The illusion is just true enough to
be dangerous. Of course there is strength in the liberal democratic idea and in
the free market. But progress toward these ideals has never been inevitable. It
is contingent on events and the actions of nations and peoples--battles won or
lost, social movements successful or crushed, economic practices implemented or
discarded.
After the Second World War, another
moment in history when hopes for a new kind of international order were
rampant, Hans Morgenthau warned idealists against imagining that at some point
"the final curtain would fall and the game of power politics would no
longer be played." The struggle continued then, and it continues today.
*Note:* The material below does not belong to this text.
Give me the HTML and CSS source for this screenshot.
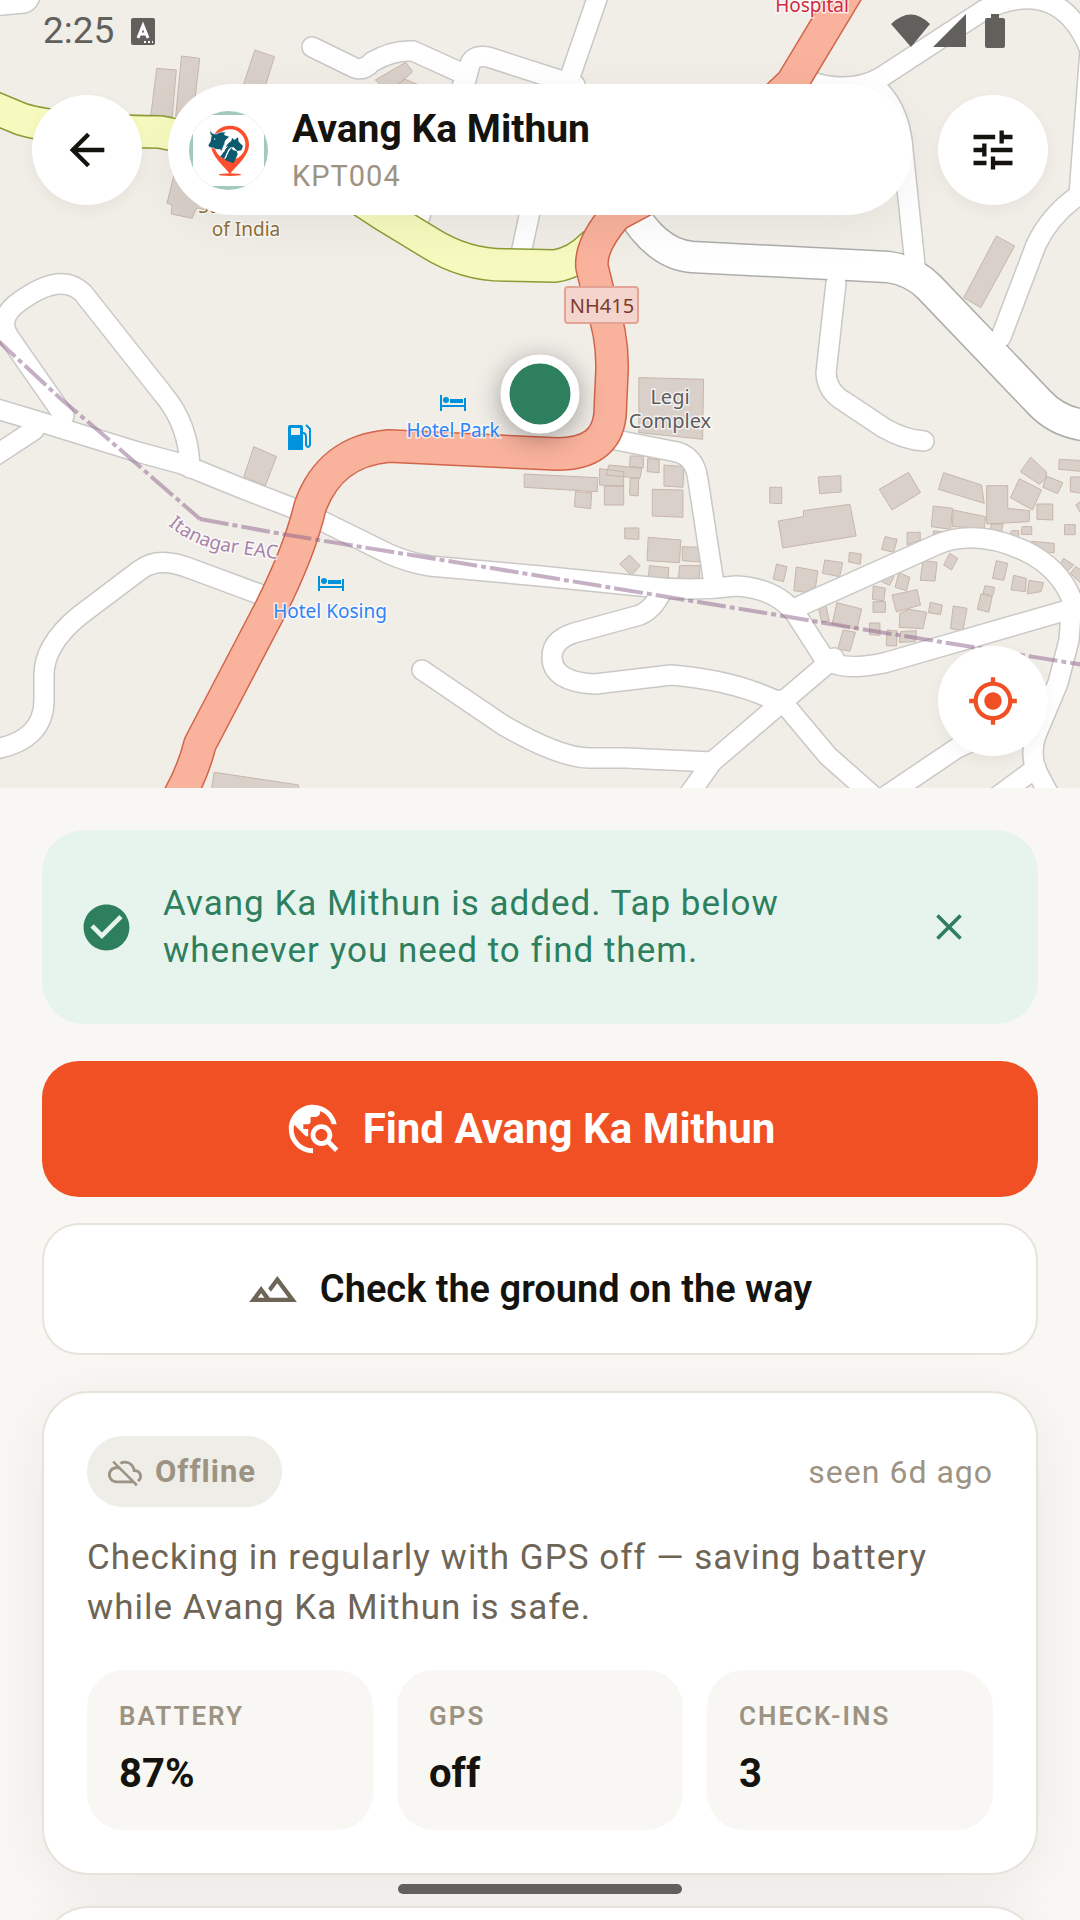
FILE: index.html
```html
<!DOCTYPE html>
<html lang="en">
<head>
<meta charset="utf-8">
<meta name="viewport" content="width=device-width, initial-scale=1">
<title>Avang Ka Mithun</title>
<link rel="stylesheet" href="styles.css">
</head>
<body>
<div class="app">
  <section class="map-area" aria-label="Map">
    <svg class="map" viewBox="0 0 1080 788" preserveAspectRatio="xMidYMid slice">
      <defs>
        <g id="streets">
          <path d="M-10 6 24 3Q32 0 30-12"/>
          <path d="M312 47 355 68Q364 71 372 62Q392 50 413 51L466 75"/>
          <path d="M466 80 470 64Q474 55 488 57L575 85"/>
          <path d="M600-10 569 80 540 165 520 258"/>
          <path d="M466 75 418 222"/>
          <path d="M64 416 9 337Q-2 320 15 305Q60 270 83 293L163 394Q189 425 190 468"/>
          <path d="M-10 407 34 420 138 452 182 464 241 488 293 508 324 522 389 554Q410 563 430 566L540 576 640 586Q690 592 736 586Q775 588 795 613L824 658"/>
          <path d="M-10 459 34 430"/>
          <path d="M262 595 189 568Q158 556 140 570L79 616Q44 645 44 675L44 700Q44 742-10 750"/>
          <path d="M422 670 503 725Q560 758 590 758L626 758 712 762"/>
          <path d="M834 658 781 703 712 762 685 800"/>
          <path d="M781 703Q735 680 671 675L595 684Q552 682 552 657Q552 640 574 633L640 615Q655 608 662 590"/>
          <path d="M781 700 828 756 880 802"/>
          <path d="M616 440 672 451Q695 454 698 480L714 584"/>
          <path d="M800 606 936 545Q975 528 1025 551Q1060 568 1072 600L1069 640 1058 683 1036 735Q1030 752 1036 770L1052 800"/>
          <path d="M824 658Q840 672 884 663L1095 602"/>
          <path d="M880 800 957 748 1036 712"/>
          <path d="M1036 768 990 802"/>
          <path d="M836 283 826 373Q827 392 845 402L884 428Q905 440 924 441"/>
          <path d="M812 82Q850 94 880 78L984 10Q1060-25 1090 50L1079 195Q1050 215 1036 245L1001 337"/>
          <path d="M871 83Q900 105 903 150L915 265"/>
        </g>
        <path id="main-road" d="M628 205Q655 254 692 257L888 267Q912 270 929 287L1039 402Q1060 425 1095 426"/>
        <path id="yellow-road" d="M-10 106 21 119Q60 131 160 132L300 160 384 215 430 243Q465 265 505 265L555 266Q575 263 592 246"/>
        <path id="highway" d="M854-20 792 83 700 170 616 215Q590 245 592 267L600 300Q613 335 612 370L610 415Q606 454 557 454L389 446Q330 451 310 507Q300 550 270 610L200 744Q192 776 174 805"/>
      </defs>
      <rect class="land" width="1080" height="788"/>
      <g class="buildings" transform="scale(.3444 .3333)">
        <path d="M455 205 512 210 500 350 438 345ZM527 168 580 175 560 350 510 350ZM740 150 797 170 770 260 705 260ZM1090 240 1178 187 1198 215 1150 260 1110 260ZM1150 255 1176 238 1210 252ZM505 525 485 610 500 615 497 642 558 655 570 625 610 630 620 520Z"/>
        <path d="M2893 708 2946 738 2848 923 2798 893Z"/>
        <path d="M737 1340 803 1370 770 1458 708 1430ZM622 2317 867 2355 867 2380 612 2380Z"/>
        <path d="M1855 1133 2043 1138 2040 1318 1855 1298Z"/>
      </g>
      <g class="buildings" transform="translate(540 400) scale(.3444 .3333)">
        <path d="M-46 222 168 233 166 275-46 262ZM103 275 150 278 147 326 100 320ZM173 206 243 215 243 258 173 255ZM187 258 243 258 243 315 187 315ZM200 195 296 205 290 235 192 225ZM262 168 300 168 300 203 260 200ZM262 235 287 235 285 288 260 285ZM313 175 346 180 346 218 311 215ZM360 195 418 200 415 262 360 258ZM326 268 415 270 415 352 326 348ZM246 384 287 384 287 418 246 416ZM314 412 409 420 405 488 311 482ZM413 440 460 442 465 486 413 482ZM231 492 260 465 291 497 266 526ZM318 497 374 503 372 537 315 530ZM405 497 465 497 462 537 402 535Z"/>
        <path d="M667 262 702 262 702 311 667 309ZM808 231 873 227 875 276 812 281ZM692 363 765 350 765 332 900 313 918 408 705 444ZM985 268 1070 217 1105 278 1022 330ZM1172 218 1282 255 1290 310 1157 268ZM1297 257 1358 257 1358 325 1422 332 1420 365 1297 372ZM1142 318 1198 325 1192 388 1136 380ZM1200 330 1294 350 1290 384 1197 380ZM1425 172 1470 215 1470 235 1450 253 1395 215ZM1392 236 1456 270 1430 330 1366 293ZM1470 228 1518 248 1503 281 1460 262ZM1508 178 1580 182 1580 215 1506 208ZM1540 231 1580 231 1580 281 1540 275ZM1443 312 1489 312 1489 360 1443 358ZM1556 315 1580 295 1580 358ZM1523 374 1554 374 1554 404 1523 404ZM1400 380 1428 380 1428 404 1397 403ZM1370 392 1390 392 1390 412 1360 408ZM1310 372 1345 372 1340 395 1308 388ZM1427 424 1493 430 1493 458 1460 455ZM1520 475 1550 495 1530 515 1512 490ZM1555 500 1580 515 1580 560 1540 520Z"/>
        <path d="M1002 410 1037 418 1027 457 992 448ZM1066 397 1104 397 1104 420 1066 435ZM1142 393 1165 395 1142 408ZM898 457 933 462 930 493 896 486ZM827 480 879 488 870 530 820 520ZM744 501 807 513 800 560 770 577 737 572ZM687 492 717 500 707 545 677 537ZM1112 482 1153 487 1147 543 1104 541ZM1190 460 1213 475 1195 510 1172 495ZM1325 482 1358 490 1347 541 1314 535ZM1042 518 1074 532 1064 572 1031 562ZM1010 520 1028 530 1015 556 992 545ZM1375 526 1412 535 1410 575 1368 570ZM1420 541 1462 548 1455 575 1415 582ZM968 558 1003 565 998 603 965 598ZM967 605 1003 605 1003 637 967 637ZM1022 585 1095 569 1105 615 1035 636ZM1292 557 1320 562 1315 587 1286 580ZM1280 582 1313 590 1303 637 1270 628ZM1133 607 1168 615 1163 644 1128 638ZM1200 618 1240 625 1228 692 1192 686ZM1045 640 1072 628 1123 637 1112 686 1043 682ZM862 608 934 627 920 688 848 672ZM880 690 916 697 900 754 865 746ZM808 620 830 615 840 662 818 668ZM957 669 987 669 987 706 957 704ZM1008 690 1037 693 1035 738 1005 737ZM1047 695 1093 692 1090 725 1043 727Z"/>
      </g>
      <use class="road street-edge" href="#streets"/>
      <use class="road main-edge" href="#main-road"/>
      <use class="road street-fill" href="#streets"/>
      <use class="road yellow-edge" href="#yellow-road"/>
      <use class="road yellow-fill" href="#yellow-road"/>
      <use class="road main-fill" href="#main-road"/>
      <use class="road highway-edge" href="#highway"/>
      <use class="road highway-fill" href="#highway"/>
      <path class="boundary" d="M-6 337 62 400 100 432 200 519"/>
      <path class="boundary" d="M200 519 282 534 540 576 747 610 867 630 1090 666"/>
      <rect class="shield" x="565" y="287" width="73" height="36" rx="3"/>
      <g class="labels">
        <text class="shield-text" x="602" y="313">NH415</text>
        <text class="medical" x="812" y="12">Hospital</text>
        <text class="bank" x="246" y="213">State Bank</text>
        <text class="bank" x="246" y="236">of India</text>
        <text class="hotel" x="453" y="437">Hotel Park</text>
        <text class="hotel" x="330" y="618">Hotel Kosing</text>
        <text class="place" x="670" y="404">Legi</text>
        <text class="place" x="670" y="428">Complex</text>
        <path id="district-line" fill="none" d="M168 525Q194 547 228 552L290 561"/>
        <text class="district"><textPath href="#district-line">Itanagar EAC</textPath></text>
      </g>
      <g class="poi">
        <path d="M440 395h2v10h22v-7h2v13h-2v-4h-22v4h-2zM450 399h13v4h-13z"/><circle cx="446" cy="400" r="3"/>
        <path d="M318 576h2v10h22v-7h2v12h-2v-3h-22v3h-2zM328 580h13v4h-13z"/><circle cx="324" cy="581" r="3"/>
        <path fill-rule="evenodd" d="M290 425h11q2 0 2 2v23h-15v-23q0-2 2-2zM291 428v7h9v-7z"/>
        <path class="hose" d="M303 433q3 0 3 4v8q2 4 4 0v-16l-4-4"/>
      </g>
    </svg>

    <div class="marker"></div>

    <div class="overlay">
      <div class="status-bar">
        <time class="clock">2:25</time>
        <svg class="keyboard" viewBox="0 0 24 27" width="24" height="27"><rect width="24" height="27" rx="2" fill="#61605d"/><path d="M7 20 12 7.500 17 20M8.500 16h7" fill="none" stroke="#fff" stroke-width="3"/><path d="M13 24h2m2 0h2m2 0h1" stroke="#fff" stroke-width="2"/></svg>
        <svg class="signals" viewBox="0 0 116 34" width="116" height="34" fill="#61605d"><path d="M0 10Q20-9 39 10L20 33Z"/><path d="M75 0V33H42Z"/><path d="M100 0h8v4h4q2 0 2 2v26q0 2-2 2H96q-2 0-2-2V6q0-2 2-2h4z"/></svg>
      </div>
      <header class="top-bar">
        <button class="round" aria-label="Back"><svg viewBox="0 0 24 24"><path d="M20 11H7.830l5.590-5.590L12 4l-8 8 8 8 1.410-1.410L7.830 13H20v-2z"/></svg></button>
        <div class="title-card">
          <svg class="avatar" viewBox="27 30 237 237">
            <path d="M27 30h237v237H27z" fill="#a3c9bc"/><path d="M39 42h213v213H39z" fill="#fff"/>
            <ellipse cx="150" cy="221" rx="34" ry="4" fill="#fd4f2d"/>
            <path d="M150 219C139 202 93 166 93 131a57 57 0 0 1 114 0c0 35-46 71-57 88z" fill="#fd4f2d"/>
            <circle cx="150" cy="131" r="46" fill="#fff"/>
            <path d="M93 84Q90 94 100 98L108 99Q120 91 137 93L133 101 149 107 144 112Q134 117 134 128L124 152 121 146 106 145 101 141 90 140 84 133 91 121 94 104Q86 95 93 84z" fill="#0b5a70" stroke="#fff" stroke-width="2"/>
            <path d="M134 150Q140 126 154 120L156 110 163 117 174 109 176 122 189 135 184 148 172 150 160 138 146 144 132 174 120 166Z" fill="#0b5a70"/>
            <path d="M134 177 147 150 153 140 160 148 170 150 173 160 168 172 160 187Z" fill="#0b5a70"/>
            <path d="M122 164Q130 146 143 136M136 172Q142 152 154 138" fill="none" stroke="#fff" stroke-width="3"/>
            <circle cx="104" cy="114" r="2" fill="#fff"/>
          </svg>
          <div>
            <h1>Avang Ka Mithun</h1>
            <p class="tag">KPT004</p>
          </div>
        </div>
        <button class="round" aria-label="Settings"><svg viewBox="0 0 24 24"><path d="M3 17v2h6v-2H3zM3 5v2h10V5H3zm10 16v-2h8v-2h-8v-2h-2v6h2zM7 9v2H3v2h4v2h2V9H7zm14 4v-2H11v2h10zm-6-4h2V7h4V5h-4V3h-2v6z"/></svg></button>
      </header>
      <button class="round locate" aria-label="Center map"><svg viewBox="0 0 24 24"><path d="M12 8c-2.210 0-4 1.790-4 4s1.790 4 4 4 4-1.790 4-4-1.790-4-4-4zm8.940 3c-.46-4.170-3.770-7.480-7.940-7.940V1h-2v2.060C6.830 3.520 3.520 6.830 3.060 11H1v2h2.060c.46 4.170 3.770 7.480 7.940 7.940V23h2v-2.060c4.170-.46 7.480-3.770 7.940-7.940H23v-2h-2.060zM12 19c-3.870 0-7-3.130-7-7s3.130-7 7-7 7 3.130 7 7-3.130 7-7 7z"/></svg></button>
    </div>
  </section>

  <main class="content">
    <div class="notice" role="status">
      <svg class="notice-icon" viewBox="0 0 24 24"><path d="M12 2C6.480 2 2 6.480 2 12s4.480 10 10 10 10-4.480 10-10S17.520 2 12 2zm-2 15l-5-5 1.410-1.410L10 14.170l7.590-7.590L19 8l-9 9z"/></svg>
      <p>Avang Ka Mithun is added. Tap below whenever you need to find them.</p>
      <button class="close" aria-label="Dismiss"><svg viewBox="0 0 24 24"><path d="M19 6.410L17.590 5 12 10.590 6.410 5 5 6.410 10.590 12 5 17.590 6.410 19 12 13.410 17.590 19 19 17.590 13.410 12z"/></svg></button>
    </div>

    <button class="action primary">
      <svg viewBox="0 0 24 24"><path d="M19.300 16.900c.4-.7.7-1.500.7-2.400 0-2.500-2-4.500-4.500-4.500S11 12 11 14.500s2 4.500 4.500 4.500c.9 0 1.700-.3 2.400-.7l3.200 3.200 1.400-1.400-3.200-3.200zm-3.800.1c-1.400 0-2.500-1.100-2.500-2.500s1.100-2.500 2.500-2.500 2.500 1.100 2.500 2.500-1.100 2.500-2.500 2.500zM12 20v2C6.480 22 2 17.520 2 12S6.480 2 12 2c4.840 0 8.870 3.440 9.800 8h-2.070c-.64-2.460-2.400-4.470-4.730-5.410V5c0 1.100-.9 2-2 2h-2v2c0 .55-.45 1-1 1H8v2h2v3H9l-4.790-4.790C4.080 10.790 4 11.380 4 12c0 4.410 3.590 8 8 8z"/></svg>
      <span>Find Avang Ka Mithun</span>
    </button>

    <button class="action secondary">
      <svg viewBox="0 0 24 24"><path d="M14 6l-4.220 5.630 1.250 1.670L14 9.330 19 16h-8.460l-4.010-5.370L1 18h22L14 6zM5 16l1.520-2.030L8.040 16H5z"/></svg>
      <span>Check the ground on the way</span>
    </button>

    <article class="card">
      <div class="card-head">
        <span class="badge">
          <svg viewBox="0 0 24 24"><path d="M19.350 10.040C18.670 6.590 15.640 4 12 4c-1.480 0-2.850.43-4.010 1.170l1.460 1.460C10.210 6.230 11.080 6 12 6c3.040 0 5.500 2.460 5.500 5.500v.5H19c1.660 0 3 1.340 3 3 0 1.130-.64 2.110-1.560 2.620l1.450 1.450C23.160 18.160 24 16.680 24 15c0-2.640-2.050-4.780-4.650-4.960zM3 5.270l2.750 2.740C2.560 8.150 0 10.770 0 14c0 3.310 2.690 6 6 6h11.730l2 2L21 20.730 4.270 4 3 5.270zM7.730 10l8 8H6c-2.210 0-4-1.790-4-4s1.790-4 4-4h1.730z"/></svg>
          Offline
        </span>
        <span class="seen">seen 6d ago</span>
      </div>
      <p class="summary">Checking in regularly with GPS off — saving battery while Avang Ka Mithun is safe.</p>
      <dl class="stats">
        <div class="stat"><dt>BATTERY</dt><dd>87%</dd></div>
        <div class="stat"><dt>GPS</dt><dd>off</dd></div>
        <div class="stat"><dt>CHECK-INS</dt><dd>3</dd></div>
      </dl>
    </article>

    <article class="card next-card"></article>
  </main>

  <div class="home-handle"></div>
</div>
</body>
</html>
```
FILE: styles.css
```css
* {
  box-sizing: border-box;
}

body,
h1,
p,
dl,
dd {
  margin: 0;
}

body {
  background: #f8f7f4;
  color: #14130e;
  font-family: Roboto, "Liberation Sans", sans-serif;
}

button {
  border: 0;
  padding: 0;
  font: inherit;
  color: inherit;
  cursor: pointer;
}

svg {
  display: block;
  flex: none;
}

.app {
  height: 100vh;
  overflow: hidden;
}

/* Map */
.map-area {
  position: relative;
  height: 788px;
  overflow: hidden;
}

.map {
  width: 100%;
  height: 100%;
}

.land {
  fill: #f1eee8;
}

.buildings path {
  fill: #d9d0c9;
  stroke: #c8b6ab;
  stroke-width: 1px;
  vector-effect: non-scaling-stroke;
}

.road {
  fill: none;
  stroke-linecap: round;
  stroke-linejoin: round;
}

.street-edge {
  stroke: #c9c8c6;
  stroke-width: 22px;
}

.street-fill {
  stroke: #fff;
  stroke-width: 19px;
}

.main-edge {
  stroke: #adadab;
  stroke-width: 33px;
}

.main-fill {
  stroke: #fff;
  stroke-width: 30px;
}

.yellow-edge {
  stroke: #8c9c35;
  stroke-width: 34px;
}

.yellow-fill {
  stroke: #f6fabe;
  stroke-width: 31px;
}

.highway-edge {
  stroke: #d2644a;
  stroke-width: 34px;
}

.highway-fill {
  stroke: #f9b29c;
  stroke-width: 31px;
}

.boundary {
  fill: none;
  stroke: #8d618b;
  stroke-opacity: .5;
  stroke-width: 4px;
  stroke-dasharray: 29 4 5 4;
}

.shield {
  fill: #f4d5cd;
  stroke: #e3a395;
  stroke-width: 2px;
}

.labels text {
  font: 19px "Noto Sans", sans-serif;
  text-anchor: middle;
  paint-order: stroke;
  stroke: #ffffffb0;
  stroke-width: 3px;
}

.labels .shield-text {
  fill: #7b3b2e;
  stroke: none;
  font-size: 20px;
}

.labels .medical {
  fill: #d02b3f;
}

.labels .bank {
  fill: #8f6f38;
}

.labels .hotel {
  fill: #2e84f7;
}

.labels .place {
  fill: #5c5c5c;
  font-size: 20px;
}

.labels .district {
  fill: #a983a9;
  text-anchor: start;
}

.poi {
  fill: #0092da;
}

.hose {
  fill: none;
  stroke: #0092da;
  stroke-width: 2px;
}

.marker {
  position: absolute;
  top: 50%;
  left: 50%;
  width: 79px;
  height: 79px;
  transform: translate(-50%, -50%);
  border: 9px solid #fff;
  border-radius: 50%;
  background: #2e7f5d;
  box-shadow: 0 5px 26px rgba(0, 0, 0, .35);
}

/* Controls over the map */
.overlay {
  position: absolute;
  inset: 0;
  display: flex;
  flex-direction: column;
  padding: 0 32px 32px;
}

.status-bar {
  display: flex;
  align-items: center;
  height: 62px;
  padding: 0 41px 0 11px;
}

.clock {
  color: #61605d;
  font-size: 37px;
  line-height: 42px;
}

.keyboard {
  margin-left: 17px;
}

.signals {
  margin-left: auto;
}

.top-bar {
  display: flex;
  align-items: center;
  gap: 26px;
  margin-top: 22px;
}

.title-card {
  flex: 1;
  display: flex;
  align-items: center;
  gap: 24px;
  padding: 19px 21px 18px;
  border-radius: 66px;
  background: #fff;
  box-shadow: 0 10px 50px rgba(0, 0, 0, .06);
}

.avatar {
  width: 79px;
  height: 79px;
  border-radius: 50%;
}

h1 {
  font-size: 39px;
  font-weight: 700;
  line-height: 52px;
}

.tag {
  color: #9c9383;
  font-size: 29px;
  line-height: 42px;
  letter-spacing: 1px;
}

.round {
  display: grid;
  place-items: center;
  width: 110px;
  height: 110px;
  border-radius: 50%;
  background: #fff;
  box-shadow: 0 5px 16px rgba(0, 0, 0, .05);
}

.round svg {
  width: 52px;
  height: 52px;
  fill: #14130e;
}

.locate {
  margin: auto 0 0 auto;
}

.locate svg {
  fill: #f15024;
}

/* Sheet below the map */
.content {
  display: flex;
  flex-direction: column;
  padding: 42px;
}

.notice {
  display: flex;
  align-items: center;
  padding: 34px 26px 34px 37px;
  border-radius: 42px;
  background: #e7f4ed;
  color: #2e7f5d;
}

.notice p {
  flex: 1;
  margin-left: 29px;
  font-size: 35px;
  line-height: 47px;
  letter-spacing: 1px;
}

.notice svg {
  fill: currentColor;
}

.notice-icon {
  width: 55px;
  height: 55px;
}

.close {
  display: grid;
  place-items: center;
  width: 126px;
  height: 126px;
  background: none;
}

.close svg {
  width: 44px;
  height: 44px;
}

.action {
  display: flex;
  align-items: center;
  justify-content: center;
  gap: 21px;
  padding: 39px 63px 39px 42px;
}

.primary {
  margin-top: 37px;
  border-radius: 37px;
  background: #f15024;
  color: #fff;
  font-size: 42px;
  font-weight: 700;
  line-height: 58px;
}

.primary svg {
  width: 58px;
  height: 58px;
  fill: #fff;
}

.secondary {
  margin-top: 26px;
  padding-top: 37px;
  padding-bottom: 37px;
  border: 2px solid #e8e3da;
  border-radius: 37px;
  background: #fff;
  font-size: 38px;
  font-weight: 600;
  line-height: 54px;
}

.secondary svg {
  width: 52px;
  height: 52px;
  fill: #6e6557;
}

.card {
  margin-top: 36px;
  padding: 43px;
  border: 2px solid #e8e3da;
  border-radius: 47px;
  background: #fff;
  box-shadow: 0 10px 60px rgba(20, 19, 14, .06);
}

.card-head {
  display: flex;
  align-items: center;
  justify-content: space-between;
}

.badge {
  display: flex;
  align-items: center;
  gap: 13px;
  padding: 15px 26px 15px 21px;
  border-radius: 36px;
  background: #eeede8;
  color: #9c9383;
  font-size: 31px;
  font-weight: 700;
  line-height: 41px;
  letter-spacing: 1px;
}

.badge svg {
  width: 34px;
  height: 34px;
  fill: currentColor;
}

.seen {
  color: #9c9383;
  font-size: 32px;
  line-height: 42px;
  letter-spacing: 1px;
}

.summary {
  margin-top: 26px;
  color: #6e6557;
  font-size: 35px;
  line-height: 50px;
  letter-spacing: 1px;
}

.stats {
  display: grid;
  grid-template-columns: repeat(3, 1fr);
  gap: 24px;
  margin-top: 37px;
}

.stat {
  padding: 26px 32px 30px;
  border-radius: 37px;
  background: #f8f7f4;
}

dt {
  color: #9c9383;
  font-size: 26px;
  font-weight: 600;
  line-height: 40px;
  letter-spacing: 2px;
}

dd {
  margin-top: 12px;
  font-size: 40px;
  font-weight: 700;
  line-height: 52px;
}

.next-card {
  min-height: 300px;
  margin-top: 31px;
}

.home-handle {
  position: fixed;
  bottom: 26px;
  left: 50%;
  width: 284px;
  height: 10px;
  margin-left: -142px;
  border-radius: 5px;
  background: #61605d;
}
```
Six decades ago American leaders believed the United States had the ability and
responsibility to use its power to prevent a slide back to the circumstances
that had produced two world wars and innumerable national calamities. Reinhold
Niebuhr, who always warned against Americans' ambitions and excessive faith in
their own power, also believed, with a faith and ambition of his own, that
"the world problem cannot be solved if America does not accept its full
share of responsibility in solving it." Today the United States shares
that responsibility with the rest of the democratic world, which is infinitely
stronger than it was when World War II ended. The only question is whether the
democratic world will once again rise to the challenge.